Starling Advanced Communications, a relatively new name among satcom antenna manufacturers, has officially kicked off a development program for a line of Ku-band satcom antennas that company officials said will bring data connectivity to business aviation in a package tailor-made for buyers of midsize jets.
Jointly owned by Israeli defense contractors Rafael Development, Elbit Systems and Elron, Starling Advanced Communications was formed in late 2003 to convert broadband data antenna technology originally developed for unmanned aerial vehicles to the commercial aviation market.
What makes Starling’s antenna unusual is its ability to fold open when in use to provide high-bandwidth data transfers in a package that is extremely small and has low power requirements. As a result, Starling’s line of mechanically steered antennas achieves an advantage over traditional designs in an ingenious way: instead of being a single-dish antenna or flat phased-array, Starling’s design actually incorporates a number of antenna panels that lie flat and rotate upward toward a satellite.
To get an idea of what this would look like, imagine a set of closed Venetian window blinds. When the antenna surface is lying flat, it receives signals just as a flat phased-array antenna does. But at higher latitudes, as satellite signal strength degrades, the antenna is able to fold open (similar to opening of window blinds) into three individual panels that tilt toward the satellite.
“We took a round, flat antenna and broke it into three separate antennas,” explained Starling CEO Micha Lawrence. “Each tilts toward the satellite, but the three separate signals combine into a single aperture.”
It is that single signal that enables passengers on board the airplane to surf the Internet at data rates claimed to be in the neighborhood of 10 to 12 megabytes per second. The antenna height is controlled by the size of each single flat antenna panel, while the aperture is the combination of the multiple panels. Lawrence said the designs Starling is now testing–which use technology taken from military antenna designs developed in the last 10 years or so–achieve good results, especially at higher latitudes where traditional antennas have a hard time “seeing” the satellite.
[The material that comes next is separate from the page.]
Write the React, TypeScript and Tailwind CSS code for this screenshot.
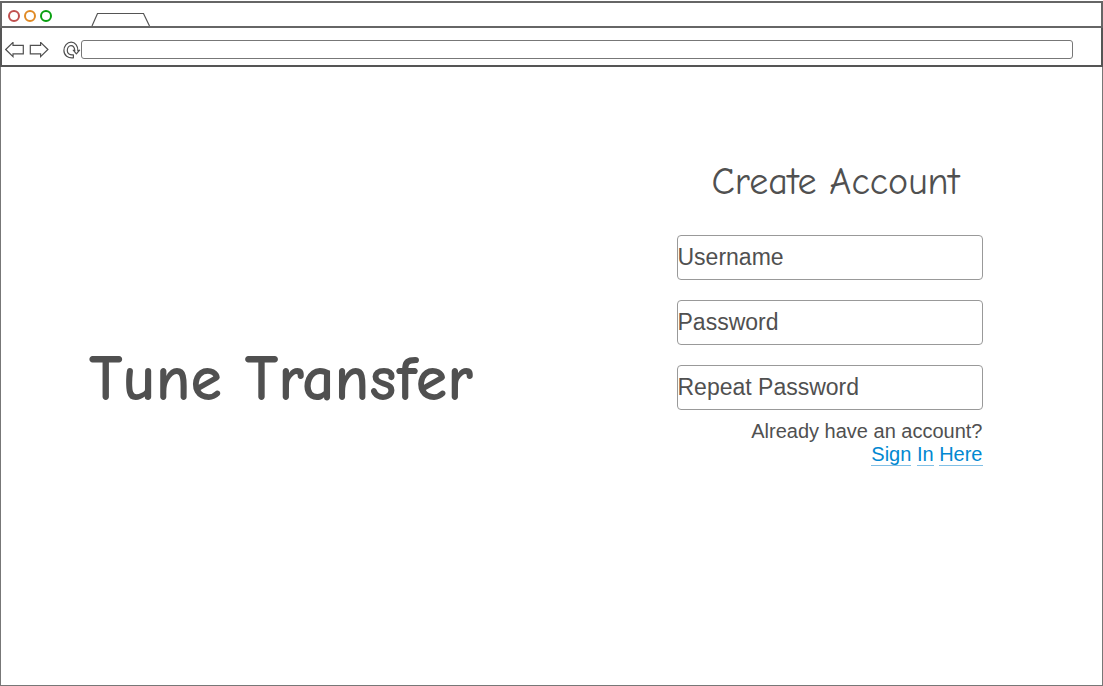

Business Aviation Applications
The company’s Mijet (which has three antenna panels) and Mini-Mijet (just two panels) antennas have very low profiles, enabling them to be installed atop the aircraft fuselage, and operate in a wide frequency bandwidth and at a wide range of elevation angles. Because the antenna works with existing Ku-band data satcom services for aviation, namely Connexion by Boeing and Arinc SkyLink, Starling has approached business jet OEMs and satcom makers about the technology. In fact, Arinc has already selected the Starling antenna for the Skylink service, which for the time being is exclusive to Gulfstreams.
Lawrence said Starling held discussions with Gulfstream about bringing the antenna to the midsize G150, an airplane built in Israel. He added that the next rounds of testing of the Mini-Mijet antenna could take place on an aircraft owned by Kollsman. The link is interesting because Starling co-owner Elbit also owns Kollsman, the supplier of the enhanced- vision system for Gulfstream’s long-range airplanes. No firm agreement has been struck yet between Starling and Gulfstream, but the pieces at least seem in place for the strong possibility of a deal.
Starling officials have also met with executives at Rockwell Collins, who are now grappling with design questions related to the eXchange high-speed-data service for business jets, which will use the Connexion by Boeing satellite link. Starling has pitched the Mini-Mijet design to Collins, but at press time there was no word on the avionics maker’s reaction to the design.
Starling’s 20 employees have been quietly working on Mijet antenna concepts for the last couple of years, but this month marks the official launch for the product line. Starling plans to exhibit a prototype antenna at the NBAA Convention in Orlando this month, Lawrence said. Flight testing will begin next year, with certification of the first antennas probably occurring aboard airliners, he added. The midsize business jet market remains one of the company’s top priorities because there are no viable alternatives for that class of airplane to access Connexion or SkyLink, he said.
The Mini-Mijet antenna is 14 inches in diameter, sits five inches high and weighs 55 pounds. The price has yet to be determined.